Yeah, quoting butter prices was only half an argument. It didn't seem like butter was moving off the shelves any slower, but that's an impression, not evidence. Could just as easily be explained by lower inventories rather than sustained demand. Hell, could even be explained by my shopping patterns over that period.

It's always struck me as kind of funny that so many people in this country are so dead-set against government "interference" in their businesses, when their businesses only exist because they're in large part propped up by the government in the first place. OK, maybe "funny" isn't the word I'm looking for.

[identity profile] georgmi.livejournal.com 2007-08-13 03:32 am (UTC)(link)
Oh, hey--I found this report done for the DEFRA, the UK's Dept for Environment, Food, and Rural Affairs:

http://www.defra.gov.uk/foodrin/milk/pdf/agraceasreport.pdf

It lists demand elasticities for dairy products in various countries, broken down by income range. I know dairy isn't anything like the whole picture, but it calls out an interesting data point: The US is by a huge margin an outlier, with a price elasticity of demand for dairy products of -0.095, where most high-income countries range from about -0.25 to -0.45. The poorer countries top out at around -0.75.

[identity profile] ssandv.livejournal.com 2007-08-13 06:04 am (UTC)(link)
Cool. There's an obvious problem, of course, that the elasticity of overall food demand would be different than just dairy, because I can choose dairy vs say, soy milk (well, if I could stand the stuff) while still choosing food.

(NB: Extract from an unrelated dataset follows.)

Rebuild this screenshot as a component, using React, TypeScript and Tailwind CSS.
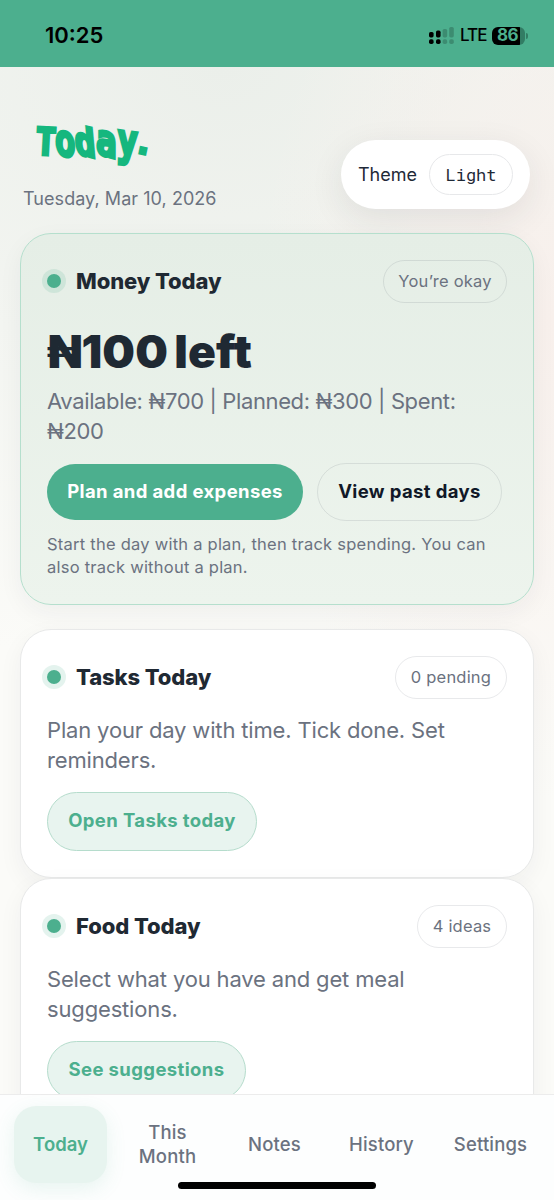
import type { ReactNode } from "react";
import clsx from "clsx";

const navItems = ["Today", "This Month", "Notes", "History", "Settings"];

// hand-cut look of the wordmark: each letter is stretched and tilted a bit
const wordmark = [
  { char: "T", style: "scale-y-[1.12] rotate-3" },
  { char: "o", style: "translate-y-px scale-y-[1.28] skew-y-12" },
  { char: "d", style: "translate-y-px scale-y-[1.16] skew-y-12 skew-x-6" },
  { char: "a", style: "translate-y-px scale-y-[1.28] skew-y-12" },
  { char: "y", style: "translate-y-px scale-y-[1.3] skew-y-6 skew-x-[-2deg]" },
  { char: ".", style: "-ml-[5px] -translate-y-px rotate-12" },
];

function SignalIcon() {
  return (
    <svg width="25" height="18" viewBox="0 0 25 18" fill="#000">
      <rect x="0" y="5" width="4.6" height="5.4" rx="1.6" />
      <rect x="7" y="3.6" width="4.6" height="6.8" rx="1.6" />
      <rect x="13.6" y="2" width="4.6" height="8.4" rx="1.6" opacity=".2" />
      <rect x="20.2" y="0" width="4.6" height="10.4" rx="1.6" opacity=".2" />
      <rect x="0" y="12.2" width="4.6" height="4.8" rx="1.8" />
      <rect x="7" y="12.2" width="4.6" height="4.8" rx="1.8" />
      <rect x="13.6" y="12.2" width="4.6" height="4.8" rx="1.8" opacity=".2" />
      <rect x="20.2" y="12.2" width="4.6" height="4.8" rx="1.8" opacity=".2" />
    </svg>
  );
}

function StatusBar() {
  return (
    <div className="flex h-[67px] shrink-0 items-center justify-between bg-[#4caf8e] pt-1 pr-[26px] pl-[45px]">
      <span className="text-[22px] font-semibold text-black">10:25</span>
      <div className="flex items-center">
        <SignalIcon />
        <span className="ml-[6px] w-[26px] text-[17px] font-medium tracking-[-0.9px] text-black">LTE</span>
        <span className="ml-[6px] flex h-[18px] w-[33px] items-center justify-center rounded-[6px] bg-linear-to-r from-black from-85% to-[#327c64] to-85% pr-[2px] text-[17px] leading-none font-bold tracking-[-0.5px] text-[#4caf8e]">
          86
        </span>
        <span className="ml-px h-[6px] w-[2px] rounded-r-full bg-[#327c64]" />
      </div>
    </div>
  );
}

function Header() {
  return (
    <header className="flex h-[166px] shrink-0 justify-between pr-6 pl-[23px]">
      <div className="pt-[54px]">
        <h1 className="ml-[12px] flex h-[64px] font-['DejaVu_Sans_Mono',monospace] text-[34px] leading-[44px] font-bold text-[#15b77e] [-webkit-text-stroke:2.5px_#15b77e]">
          {wordmark.map(({ char, style }) => (
            <span key={char} className={clsx("block origin-[50%_34px]", style)}>
              {char}
            </span>
          ))}
        </h1>
        <p className="text-[18px] leading-[28px] tracking-[0.05px] whitespace-nowrap text-[#6b7280]">Tuesday, Mar 10, 2026</p>
      </div>
      <div className="mt-[73px] flex h-[69px] w-[189px] items-center justify-between rounded-full bg-white pr-[17px] pl-[17px] shadow-[0_10px_35px_rgba(30,40,50,0.09)]">
        <span className="text-[18px] text-[#1f2937]">Theme</span>
        <button className="flex h-[41px] w-[84px] items-center justify-center rounded-full border-[1.5px] border-[#e7e8ea] font-['Roboto_Mono','DejaVu_Sans_Mono',monospace] text-[17px] text-[#1f2937]">
          Light
        </button>
      </div>
    </header>
  );
}

type CardProps = {
  title: string;
  badge: string;
  badgeClass: string;
  className: string;
  children: ReactNode;
};

function Card({ title, badge, badgeClass, className, children }: CardProps) {
  return (
    <section
      className={clsx(
        "mx-[20px] shrink-0 rounded-[31px] border-[1.5px] pt-[25.5px] pr-[26px] pl-[26px] shadow-[0_8px_24px_rgba(30,40,50,0.05)]",
        className
      )}
    >
      <div className="flex h-[43px] items-center justify-between">
        <div className="flex items-center">
          <span className="size-[14px] rounded-full bg-[#4caf8e] ring-[5px] ring-[#4caf8e]/15" />
          <h2 className="ml-[15px] text-[22px] font-extrabold tracking-[-0.1px] text-[#1f2933]">{title}</h2>
        </div>
        <span
          className={clsx(
            "flex h-[43px] items-center justify-center rounded-full border-[1.5px] border-[#1f2937]/10 text-[16.5px] tracking-[0.2px] text-[#6b7280]",
            badgeClass
          )}
        >
          {badge}
        </span>
      </div>
      {children}
    </section>
  );
}

function BottomNav() {
  return (
    <nav className="fixed inset-x-0 bottom-0 h-[106px] border-t border-[#ececec] bg-[#fdfefe] px-[14px] pt-[11px]">
      <div className="grid grid-cols-[93px_93px_93px_93px_97px] gap-[14px]">
        {navItems.map((item, i) => (
          <a
            key={item}
            className={clsx(
              "flex h-[77px] items-center justify-center rounded-[22px] pb-[2px] text-center text-[18.5px] leading-[24px]",
              i === 0
                ? "bg-[#e7f4ef] font-semibold text-[#4caf8e] shadow-[0_6px_20px_rgba(76,175,142,0.12)]"
                : "font-medium tracking-[0.15px] text-[#6b7280]"
            )}
          >
            {item}
          </a>
        ))}
      </div>
      {/* home indicator */}
      <div className="mx-auto mt-[-1px] h-[7px] w-[198px] rounded-full bg-black" />
    </nav>
  );
}

export default function App() {
  return (
    <div className="flex h-[1200px] flex-col overflow-hidden bg-[#fbfbf8] bg-[radial-gradient(ellipse_300px_480px_at_100%_320px,#f8f0ec,transparent),radial-gradient(ellipse_850px_600px_at_40%_67px,#ebefea,transparent)] font-['Inter','Liberation_Sans',sans-serif]">
      <StatusBar />
      <Header />

      <Card
        title="Money Today"
        badge="You’re okay"
        badgeClass="w-[124px]"
        className="h-[372px] border-[#b5dfcd] bg-linear-to-b from-[#e5eee6] to-[#edf4ed]"
      >
        <div className="mt-[19px] text-[46px] leading-[58px] font-black tracking-[0.1px] whitespace-nowrap text-[#1f2933] [word-spacing:-3px]">
          ₦100 left
        </div>
        <p className="mt-[6px] text-[22px] leading-[30px] tracking-[-0.37px] whitespace-nowrap text-[#6b7280]">
          Available: ₦700 | Planned: ₦300 | Spent:
          <br />
          ₦200
        </p>
        <div className="mt-[17px] flex items-center gap-[14px]">
          <button className="h-[56px] w-[256px] rounded-full bg-[#4caf8e] pt-px text-[18.5px] font-bold tracking-[0.38px] whitespace-nowrap text-white">
            Plan and add expenses
          </button>
          <button className="h-[58px] w-[185px] rounded-full border-[1.5px] border-[#1f2937]/10 pt-px text-[18.5px] font-bold tracking-[0.38px] whitespace-nowrap text-[#111827]">
            View past days
          </button>
        </div>
        <p className="mt-[12px] text-[16.5px] leading-[23px] tracking-[0.24px] whitespace-nowrap text-[#6b7280]">
          Start the day with a plan, then track spending. You can
          <br />
          also track without a plan.
        </p>
      </Card>

      <Card title="Tasks Today" badge="0 pending" badgeClass="w-[112px]" className="mt-[24px] h-[249px] border-[#e8e9e9] bg-white">
        <p className="mt-[16px] text-[22px] leading-[30px] tracking-[-0.16px] whitespace-nowrap text-[#6b7280]">
          Plan your day with time. Tick done. Set
          <br />
          reminders.
        </p>
        <button className="mt-[17px] h-[59px] w-[210px] rounded-full border-[1.5px] border-[#b5dccc] bg-[#e8f4ef] text-[18.5px] font-bold tracking-[0.38px] text-[#4caf8e]">
          Open Tasks today
        </button>
      </Card>

      <Card title="Food Today" badge="4 ideas" badgeClass="w-[90px]" className="h-[249px] border-[#e8e9e9] bg-white">
        <p className="mt-[16px] text-[22px] leading-[30px] tracking-[-0.16px] whitespace-nowrap text-[#6b7280]">
          Select what you have and get meal
          <br />
          suggestions.
        </p>
        <button className="mt-[17px] h-[59px] w-[199px] rounded-full border-[1.5px] border-[#b5dccc] bg-[#e8f4ef] text-[18.5px] font-bold tracking-[0.38px] text-[#4caf8e]">
          See suggestions
        </button>
      </Card>

      <BottomNav />
    </div>
  );
}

Also dairy is one of the worst for price supports in this country. Still interesting stuff.

[identity profile] georgmi.livejournal.com 2007-08-13 03:38 pm (UTC)(link)
Blech. No, I can't say I'd consider soy more than a partial substitute for dairy. :) I drink it in my mochas because I'm lactose-intolerant, but noplace else do the rest of the ingredients adequately mask the taste.

But adequate substitutes would make the demand elasticity of dairy greater than that of food overall, not less. Which means that -0.095 has to be the result of significant market manipulation, as you point out.

Yeah, I plan to spend some more time poking around the DEFRA site--it's crazy what my brain decides is shiny at any particular moment.